Extract the whole listing as it stands. Do not include the pictures.

>> START PROVIDED DATA

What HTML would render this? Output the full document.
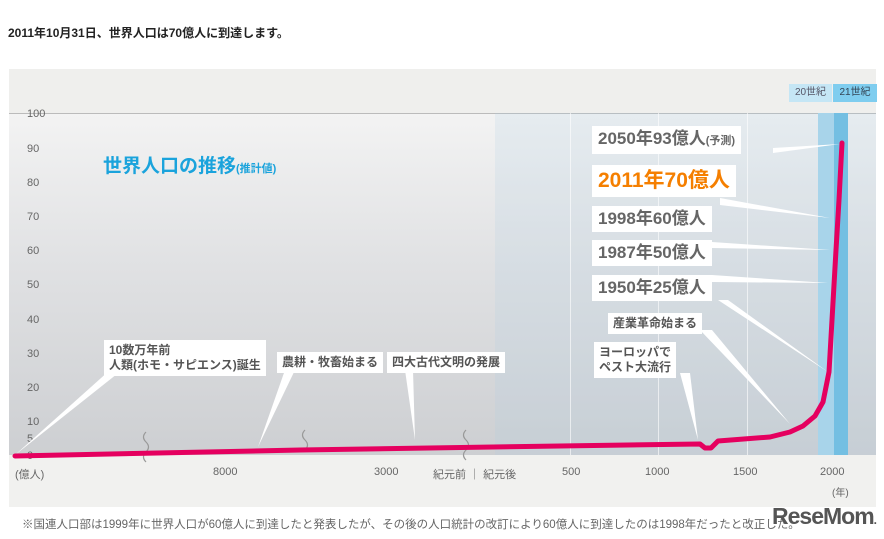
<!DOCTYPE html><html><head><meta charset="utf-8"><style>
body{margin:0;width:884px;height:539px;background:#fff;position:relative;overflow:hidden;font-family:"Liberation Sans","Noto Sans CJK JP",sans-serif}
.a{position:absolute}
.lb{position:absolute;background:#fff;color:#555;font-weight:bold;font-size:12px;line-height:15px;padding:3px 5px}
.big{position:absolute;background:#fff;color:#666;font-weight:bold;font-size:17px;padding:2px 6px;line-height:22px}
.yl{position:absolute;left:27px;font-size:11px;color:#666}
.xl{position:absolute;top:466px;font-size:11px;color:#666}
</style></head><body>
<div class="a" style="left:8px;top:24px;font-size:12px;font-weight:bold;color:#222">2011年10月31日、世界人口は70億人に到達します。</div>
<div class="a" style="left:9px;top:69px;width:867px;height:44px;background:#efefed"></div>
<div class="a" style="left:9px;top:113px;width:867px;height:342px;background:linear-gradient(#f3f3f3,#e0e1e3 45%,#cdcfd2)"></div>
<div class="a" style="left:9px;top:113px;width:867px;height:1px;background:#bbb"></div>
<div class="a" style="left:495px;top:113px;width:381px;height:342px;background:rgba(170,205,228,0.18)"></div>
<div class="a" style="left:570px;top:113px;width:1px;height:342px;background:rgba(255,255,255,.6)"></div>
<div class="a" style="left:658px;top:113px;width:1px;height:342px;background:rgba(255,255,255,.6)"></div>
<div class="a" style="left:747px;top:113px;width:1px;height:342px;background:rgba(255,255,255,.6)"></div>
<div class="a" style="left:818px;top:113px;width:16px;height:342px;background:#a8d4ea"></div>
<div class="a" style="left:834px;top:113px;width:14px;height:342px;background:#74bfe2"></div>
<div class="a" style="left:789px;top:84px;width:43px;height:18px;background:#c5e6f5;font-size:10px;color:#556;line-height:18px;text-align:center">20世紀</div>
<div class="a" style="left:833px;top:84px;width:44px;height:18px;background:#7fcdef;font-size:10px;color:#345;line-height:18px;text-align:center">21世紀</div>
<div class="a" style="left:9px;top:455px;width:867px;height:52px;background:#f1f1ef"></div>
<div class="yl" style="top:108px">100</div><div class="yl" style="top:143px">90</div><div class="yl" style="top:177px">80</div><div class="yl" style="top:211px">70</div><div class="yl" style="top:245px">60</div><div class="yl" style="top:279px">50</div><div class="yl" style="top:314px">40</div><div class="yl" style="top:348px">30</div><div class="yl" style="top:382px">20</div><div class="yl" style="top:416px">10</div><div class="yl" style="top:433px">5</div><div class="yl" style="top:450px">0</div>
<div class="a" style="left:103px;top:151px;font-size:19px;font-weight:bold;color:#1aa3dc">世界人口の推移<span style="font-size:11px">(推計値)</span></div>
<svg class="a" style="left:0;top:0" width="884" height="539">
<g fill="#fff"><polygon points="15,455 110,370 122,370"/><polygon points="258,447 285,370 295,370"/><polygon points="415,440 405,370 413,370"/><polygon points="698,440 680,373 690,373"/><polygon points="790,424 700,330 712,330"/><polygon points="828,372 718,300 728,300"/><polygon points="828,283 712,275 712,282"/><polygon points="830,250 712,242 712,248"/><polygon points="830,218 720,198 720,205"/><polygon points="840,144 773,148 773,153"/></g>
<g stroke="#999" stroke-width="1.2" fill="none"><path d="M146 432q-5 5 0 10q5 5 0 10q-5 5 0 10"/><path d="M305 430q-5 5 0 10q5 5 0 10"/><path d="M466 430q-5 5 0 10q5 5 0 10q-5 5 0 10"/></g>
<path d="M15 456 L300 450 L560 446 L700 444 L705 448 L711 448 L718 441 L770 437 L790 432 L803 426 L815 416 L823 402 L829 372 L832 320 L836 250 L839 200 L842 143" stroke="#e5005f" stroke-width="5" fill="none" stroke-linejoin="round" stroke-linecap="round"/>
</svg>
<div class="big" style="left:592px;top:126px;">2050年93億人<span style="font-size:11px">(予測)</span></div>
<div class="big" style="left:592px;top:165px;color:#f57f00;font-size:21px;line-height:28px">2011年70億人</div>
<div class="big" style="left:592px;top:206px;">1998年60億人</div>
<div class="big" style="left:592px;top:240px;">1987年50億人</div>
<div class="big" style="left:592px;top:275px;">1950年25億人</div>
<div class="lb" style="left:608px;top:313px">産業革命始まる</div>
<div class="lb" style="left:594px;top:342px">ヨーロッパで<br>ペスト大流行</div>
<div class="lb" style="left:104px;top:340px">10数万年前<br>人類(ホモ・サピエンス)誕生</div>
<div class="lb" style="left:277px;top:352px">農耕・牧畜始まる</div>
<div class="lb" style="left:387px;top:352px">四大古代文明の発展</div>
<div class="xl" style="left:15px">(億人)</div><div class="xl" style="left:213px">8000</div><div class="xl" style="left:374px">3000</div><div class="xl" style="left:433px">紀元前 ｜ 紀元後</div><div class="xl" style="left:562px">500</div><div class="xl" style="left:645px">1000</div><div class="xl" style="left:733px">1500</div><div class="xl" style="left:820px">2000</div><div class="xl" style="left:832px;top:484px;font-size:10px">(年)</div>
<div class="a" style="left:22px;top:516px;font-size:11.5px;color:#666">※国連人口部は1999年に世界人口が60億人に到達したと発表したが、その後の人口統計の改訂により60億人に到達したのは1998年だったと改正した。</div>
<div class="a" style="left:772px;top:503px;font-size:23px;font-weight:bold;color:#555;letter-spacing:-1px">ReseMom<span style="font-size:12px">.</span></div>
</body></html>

>> END PROVIDED DATA

EXERCISE ANSWER ▸
What HTML would render this? Output the full document.
<!DOCTYPE html><html><head><meta charset="utf-8"><style>
body{margin:0;width:884px;height:539px;background:#fff;position:relative;overflow:hidden;font-family:"Liberation Sans","Noto Sans CJK JP",sans-serif}
.a{position:absolute}
.lb{position:absolute;background:#fff;color:#555;font-weight:bold;font-size:12px;line-height:15px;padding:3px 5px}
.big{position:absolute;background:#fff;color:#666;font-weight:bold;font-size:17px;padding:2px 6px;line-height:22px}
.yl{position:absolute;left:27px;font-size:11px;color:#666}
.xl{position:absolute;top:466px;font-size:11px;color:#666}
</style></head><body>
<div class="a" style="left:8px;top:24px;font-size:12px;font-weight:bold;color:#222">2011年10月31日、世界人口は70億人に到達します。</div>
<div class="a" style="left:9px;top:69px;width:867px;height:44px;background:#efefed"></div>
<div class="a" style="left:9px;top:113px;width:867px;height:342px;background:linear-gradient(#f3f3f3,#e0e1e3 45%,#cdcfd2)"></div>
<div class="a" style="left:9px;top:113px;width:867px;height:1px;background:#bbb"></div>
<div class="a" style="left:495px;top:113px;width:381px;height:342px;background:rgba(170,205,228,0.18)"></div>
<div class="a" style="left:570px;top:113px;width:1px;height:342px;background:rgba(255,255,255,.6)"></div>
<div class="a" style="left:658px;top:113px;width:1px;height:342px;background:rgba(255,255,255,.6)"></div>
<div class="a" style="left:747px;top:113px;width:1px;height:342px;background:rgba(255,255,255,.6)"></div>
<div class="a" style="left:818px;top:113px;width:16px;height:342px;background:#a8d4ea"></div>
<div class="a" style="left:834px;top:113px;width:14px;height:342px;background:#74bfe2"></div>
<div class="a" style="left:789px;top:84px;width:43px;height:18px;background:#c5e6f5;font-size:10px;color:#556;line-height:18px;text-align:center">20世紀</div>
<div class="a" style="left:833px;top:84px;width:44px;height:18px;background:#7fcdef;font-size:10px;color:#345;line-height:18px;text-align:center">21世紀</div>
<div class="a" style="left:9px;top:455px;width:867px;height:52px;background:#f1f1ef"></div>
<div class="yl" style="top:108px">100</div><div class="yl" style="top:143px">90</div><div class="yl" style="top:177px">80</div><div class="yl" style="top:211px">70</div><div class="yl" style="top:245px">60</div><div class="yl" style="top:279px">50</div><div class="yl" style="top:314px">40</div><div class="yl" style="top:348px">30</div><div class="yl" style="top:382px">20</div><div class="yl" style="top:416px">10</div><div class="yl" style="top:433px">5</div><div class="yl" style="top:450px">0</div>
<div class="a" style="left:103px;top:151px;font-size:19px;font-weight:bold;color:#1aa3dc">世界人口の推移<span style="font-size:11px">(推計値)</span></div>
<svg class="a" style="left:0;top:0" width="884" height="539">
<g fill="#fff"><polygon points="15,455 110,370 122,370"/><polygon points="258,447 285,370 295,370"/><polygon points="415,440 405,370 413,370"/><polygon points="698,440 680,373 690,373"/><polygon points="790,424 700,330 712,330"/><polygon points="828,372 718,300 728,300"/><polygon points="828,283 712,275 712,282"/><polygon points="830,250 712,242 712,248"/><polygon points="830,218 720,198 720,205"/><polygon points="840,144 773,148 773,153"/></g>
<g stroke="#999" stroke-width="1.2" fill="none"><path d="M146 432q-5 5 0 10q5 5 0 10q-5 5 0 10"/><path d="M305 430q-5 5 0 10q5 5 0 10"/><path d="M466 430q-5 5 0 10q5 5 0 10q-5 5 0 10"/></g>
<path d="M15 456 L300 450 L560 446 L700 444 L705 448 L711 448 L718 441 L770 437 L790 432 L803 426 L815 416 L823 402 L829 372 L832 320 L836 250 L839 200 L842 143" stroke="#e5005f" stroke-width="5" fill="none" stroke-linejoin="round" stroke-linecap="round"/>
</svg>
<div class="big" style="left:592px;top:126px;">2050年93億人<span style="font-size:11px">(予測)</span></div>
<div class="big" style="left:592px;top:165px;color:#f57f00;font-size:21px;line-height:28px">2011年70億人</div>
<div class="big" style="left:592px;top:206px;">1998年60億人</div>
<div class="big" style="left:592px;top:240px;">1987年50億人</div>
<div class="big" style="left:592px;top:275px;">1950年25億人</div>
<div class="lb" style="left:608px;top:313px">産業革命始まる</div>
<div class="lb" style="left:594px;top:342px">ヨーロッパで<br>ペスト大流行</div>
<div class="lb" style="left:104px;top:340px">10数万年前<br>人類(ホモ・サピエンス)誕生</div>
<div class="lb" style="left:277px;top:352px">農耕・牧畜始まる</div>
<div class="lb" style="left:387px;top:352px">四大古代文明の発展</div>
<div class="xl" style="left:15px">(億人)</div><div class="xl" style="left:213px">8000</div><div class="xl" style="left:374px">3000</div><div class="xl" style="left:433px">紀元前 ｜ 紀元後</div><div class="xl" style="left:562px">500</div><div class="xl" style="left:645px">1000</div><div class="xl" style="left:733px">1500</div><div class="xl" style="left:820px">2000</div><div class="xl" style="left:832px;top:484px;font-size:10px">(年)</div>
<div class="a" style="left:22px;top:516px;font-size:11.5px;color:#666">※国連人口部は1999年に世界人口が60億人に到達したと発表したが、その後の人口統計の改訂により60億人に到達したのは1998年だったと改正した。</div>
<div class="a" style="left:772px;top:503px;font-size:23px;font-weight:bold;color:#555;letter-spacing:-1px">ReseMom<span style="font-size:12px">.</span></div>
</body></html>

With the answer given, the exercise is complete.